▶ [Exercise instructions]: All the data should be repeated exactly. Any image in it is left out.

▶ [Collected data]:

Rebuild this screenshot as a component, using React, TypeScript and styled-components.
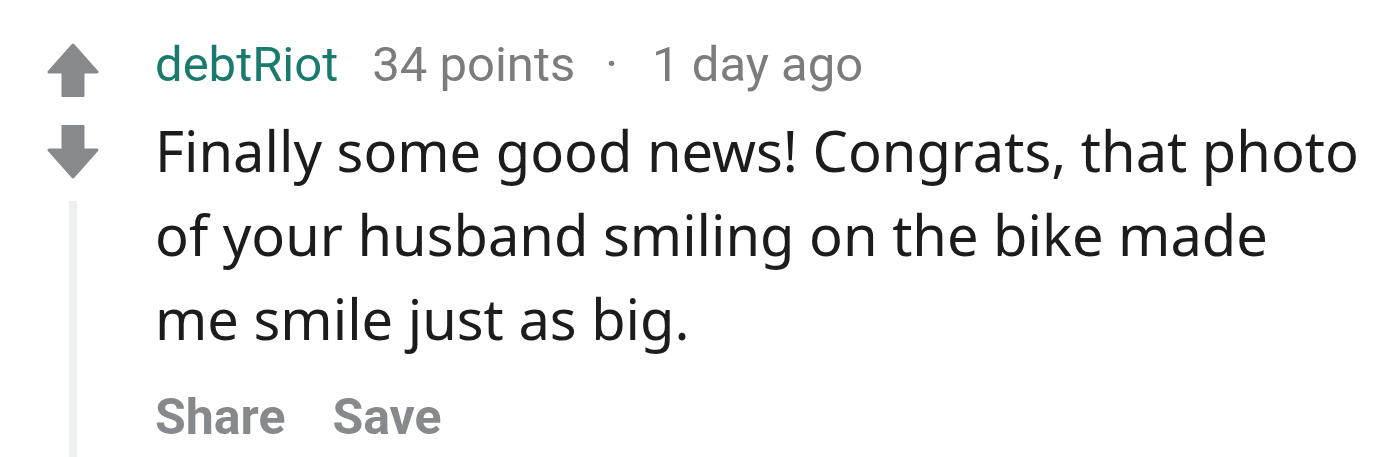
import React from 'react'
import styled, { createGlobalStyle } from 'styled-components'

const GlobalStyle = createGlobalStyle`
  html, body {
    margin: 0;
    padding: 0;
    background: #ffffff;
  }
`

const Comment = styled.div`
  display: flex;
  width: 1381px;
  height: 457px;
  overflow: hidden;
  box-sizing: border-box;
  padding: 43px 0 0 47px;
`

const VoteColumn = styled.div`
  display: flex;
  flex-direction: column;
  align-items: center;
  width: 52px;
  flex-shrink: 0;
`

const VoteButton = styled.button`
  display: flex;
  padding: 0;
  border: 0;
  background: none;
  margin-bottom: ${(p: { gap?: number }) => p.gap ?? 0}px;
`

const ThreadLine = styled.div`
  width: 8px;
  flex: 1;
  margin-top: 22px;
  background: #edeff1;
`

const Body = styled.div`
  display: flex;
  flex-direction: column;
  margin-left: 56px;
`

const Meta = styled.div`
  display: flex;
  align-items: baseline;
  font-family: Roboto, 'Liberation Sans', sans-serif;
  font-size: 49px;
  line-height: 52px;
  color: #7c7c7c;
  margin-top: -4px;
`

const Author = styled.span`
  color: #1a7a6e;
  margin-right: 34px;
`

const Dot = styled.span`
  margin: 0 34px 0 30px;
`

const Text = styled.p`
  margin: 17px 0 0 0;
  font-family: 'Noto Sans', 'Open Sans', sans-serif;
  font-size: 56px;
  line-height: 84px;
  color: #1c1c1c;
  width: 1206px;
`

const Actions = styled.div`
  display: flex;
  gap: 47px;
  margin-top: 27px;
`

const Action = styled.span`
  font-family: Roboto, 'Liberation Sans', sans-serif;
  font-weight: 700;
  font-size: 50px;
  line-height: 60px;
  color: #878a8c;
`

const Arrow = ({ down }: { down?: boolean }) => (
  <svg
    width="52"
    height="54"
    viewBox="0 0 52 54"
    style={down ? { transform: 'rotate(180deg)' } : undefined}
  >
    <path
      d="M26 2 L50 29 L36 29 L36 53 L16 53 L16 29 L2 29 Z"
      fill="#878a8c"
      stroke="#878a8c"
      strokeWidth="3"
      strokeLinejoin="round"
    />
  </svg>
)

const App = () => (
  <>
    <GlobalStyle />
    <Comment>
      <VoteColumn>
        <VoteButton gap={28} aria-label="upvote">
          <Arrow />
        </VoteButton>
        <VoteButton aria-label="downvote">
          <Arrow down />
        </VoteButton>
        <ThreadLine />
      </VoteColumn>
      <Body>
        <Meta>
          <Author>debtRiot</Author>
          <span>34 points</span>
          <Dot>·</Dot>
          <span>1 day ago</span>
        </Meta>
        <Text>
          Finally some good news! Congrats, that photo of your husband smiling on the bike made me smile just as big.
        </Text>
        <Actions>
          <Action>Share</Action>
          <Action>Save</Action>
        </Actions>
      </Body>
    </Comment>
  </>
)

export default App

▶ [Response]:
Rebuild this screenshot as a component, using React, TypeScript and styled-components.
import React from 'react'
import styled, { createGlobalStyle } from 'styled-components'

const GlobalStyle = createGlobalStyle`
  html, body {
    margin: 0;
    padding: 0;
    background: #ffffff;
  }
`

const Comment = styled.div`
  display: flex;
  width: 1381px;
  height: 457px;
  overflow: hidden;
  box-sizing: border-box;
  padding: 43px 0 0 47px;
`

const VoteColumn = styled.div`
  display: flex;
  flex-direction: column;
  align-items: center;
  width: 52px;
  flex-shrink: 0;
`

const VoteButton = styled.button`
  display: flex;
  padding: 0;
  border: 0;
  background: none;
  margin-bottom: ${(p: { gap?: number }) => p.gap ?? 0}px;
`

const ThreadLine = styled.div`
  width: 8px;
  flex: 1;
  margin-top: 22px;
  background: #edeff1;
`

const Body = styled.div`
  display: flex;
  flex-direction: column;
  margin-left: 56px;
`

const Meta = styled.div`
  display: flex;
  align-items: baseline;
  font-family: Roboto, 'Liberation Sans', sans-serif;
  font-size: 49px;
  line-height: 52px;
  color: #7c7c7c;
  margin-top: -4px;
`

const Author = styled.span`
  color: #1a7a6e;
  margin-right: 34px;
`

const Dot = styled.span`
  margin: 0 34px 0 30px;
`

const Text = styled.p`
  margin: 17px 0 0 0;
  font-family: 'Noto Sans', 'Open Sans', sans-serif;
  font-size: 56px;
  line-height: 84px;
  color: #1c1c1c;
  width: 1206px;
`

const Actions = styled.div`
  display: flex;
  gap: 47px;
  margin-top: 27px;
`

const Action = styled.span`
  font-family: Roboto, 'Liberation Sans', sans-serif;
  font-weight: 700;
  font-size: 50px;
  line-height: 60px;
  color: #878a8c;
`

const Arrow = ({ down }: { down?: boolean }) => (
  <svg
    width="52"
    height="54"
    viewBox="0 0 52 54"
    style={down ? { transform: 'rotate(180deg)' } : undefined}
  >
    <path
      d="M26 2 L50 29 L36 29 L36 53 L16 53 L16 29 L2 29 Z"
      fill="#878a8c"
      stroke="#878a8c"
      strokeWidth="3"
      strokeLinejoin="round"
    />
  </svg>
)

const App = () => (
  <>
    <GlobalStyle />
    <Comment>
      <VoteColumn>
        <VoteButton gap={28} aria-label="upvote">
          <Arrow />
        </VoteButton>
        <VoteButton aria-label="downvote">
          <Arrow down />
        </VoteButton>
        <ThreadLine />
      </VoteColumn>
      <Body>
        <Meta>
          <Author>debtRiot</Author>
          <span>34 points</span>
          <Dot>·</Dot>
          <span>1 day ago</span>
        </Meta>
        <Text>
          Finally some good news! Congrats, that photo of your husband smiling on the bike made me smile just as big.
        </Text>
        <Actions>
          <Action>Share</Action>
          <Action>Save</Action>
        </Actions>
      </Body>
    </Comment>
  </>
)

export default App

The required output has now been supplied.